En segundo término quedan las historias de esas otras mujeres, las que se mueven entre fogones y escobillas, a las que se presta algo menos de atención. Entre unas y otras surge uno de los personajes más interesantes que ofrece esta serie, el de Peggy Scott (Denée Benton). Una mujer negra que debe enfrentarse a un doble muro, su condición de mujer y su color de piel, para alcanzar un sueño: publicar sus historias. Además, este personaje sirve para asomarse también al mundo al otro lado el puente de Brooklyn, a esa comunicada afroamericana de cuenta corriente abultada que no se mezclaba con la de Manhattan. La pena es que esa ventana no se abre hasta la mitad de la temporada y ni siquiera lo hace del todo. Puede que se lo reserven para la segunda mitad.

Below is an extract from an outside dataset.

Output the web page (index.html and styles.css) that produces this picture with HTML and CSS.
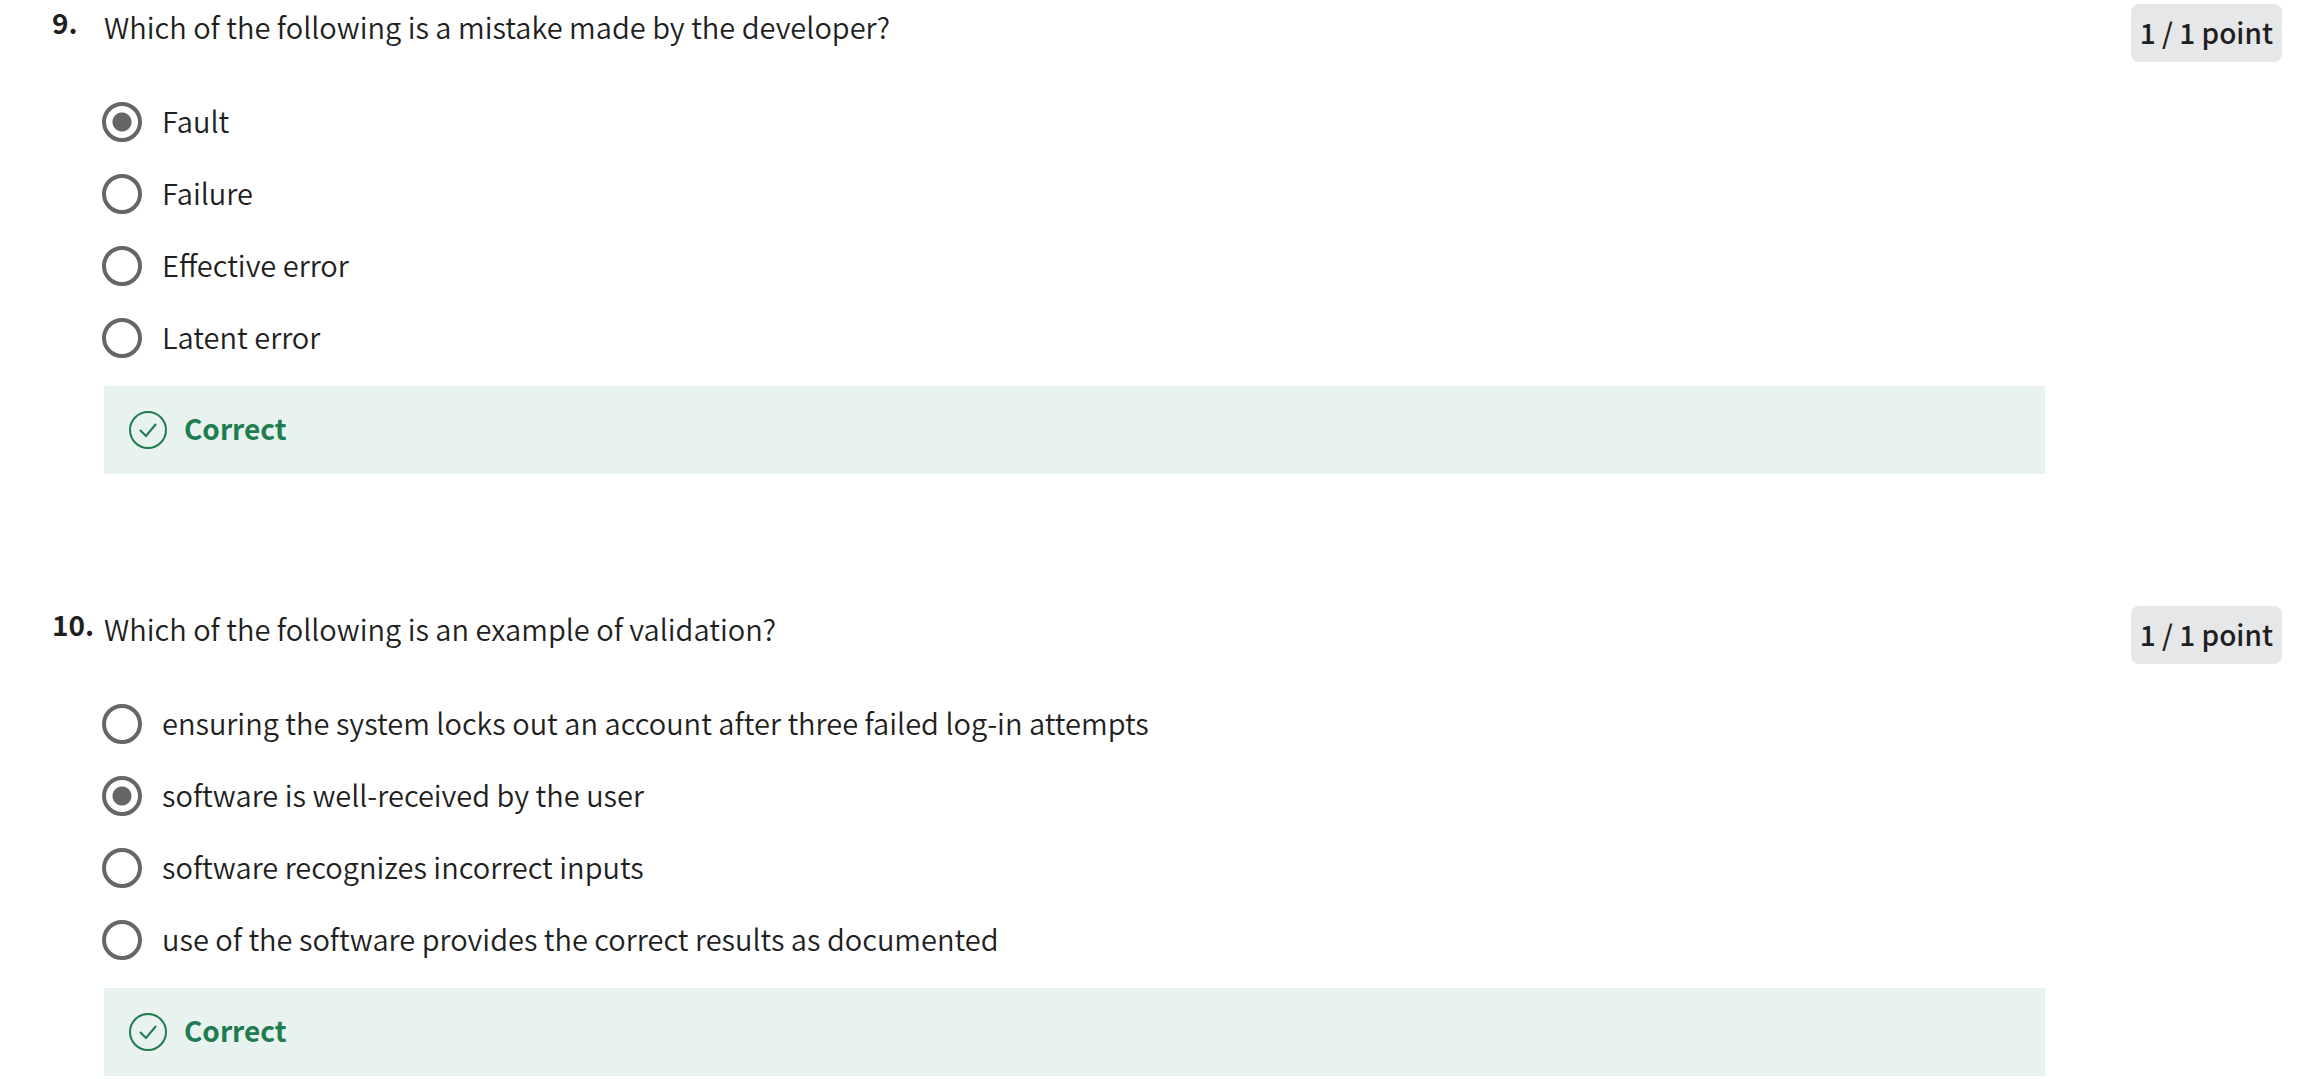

En los primeros capítulos los exteriores se limitan a dos calles, a algún paseo por Central Park y a alguna fachada mostrando una cuidad tremendamente limpia y tranquila. La producción echa el resto en lo que a decorados interiores se refiere, al vestuario y a la peluquería. Tal es el nivel de detalle que la cámara no duda en tomarse su tiempo para recorrer las distintas estancias por las que se pasea siguiendo especialmente a los personajes femeninos para que el trabajo del equipo de vestuario, sobresaliente por otra parte, se aprecie en todo su esplendor y en 360 grados.
En medio de todo eso, del enfrentamiento por un pedazo de notoriedad social o de un negocio ferroviario, surgen las historias de amor e intrigas que tanto gustan a Fellowes y a quienes se entregan a sus series. Porque, ¿qué sería de una historia de época con una luz tan espléndida y un vestuario tan maravilloso sin su historia de amor a la contra? ¿Y sin sus cotilleos, sus rencillas, sus traiciones y sus planes ocultos? Porque bajo esa capa de esplendor y vida entre algodones de algunos se esconden dramas y traumas. Abajo, en las cocinas, también hay tragedias que saldrán a la luz (alguna se atisba en esos primeros episodios).
Para cerrar el capítulo de tramas, no faltan los habituales tejemanejes para conseguir información de valor y llevar a cabo un plan donde el dinero lo es (casi) todo sin que falten las alianzas entre señores y criados. Nadie es mejor aliado en este tipo de series de ricos de época enfrentados que el sirviente descontento de la mansión rival.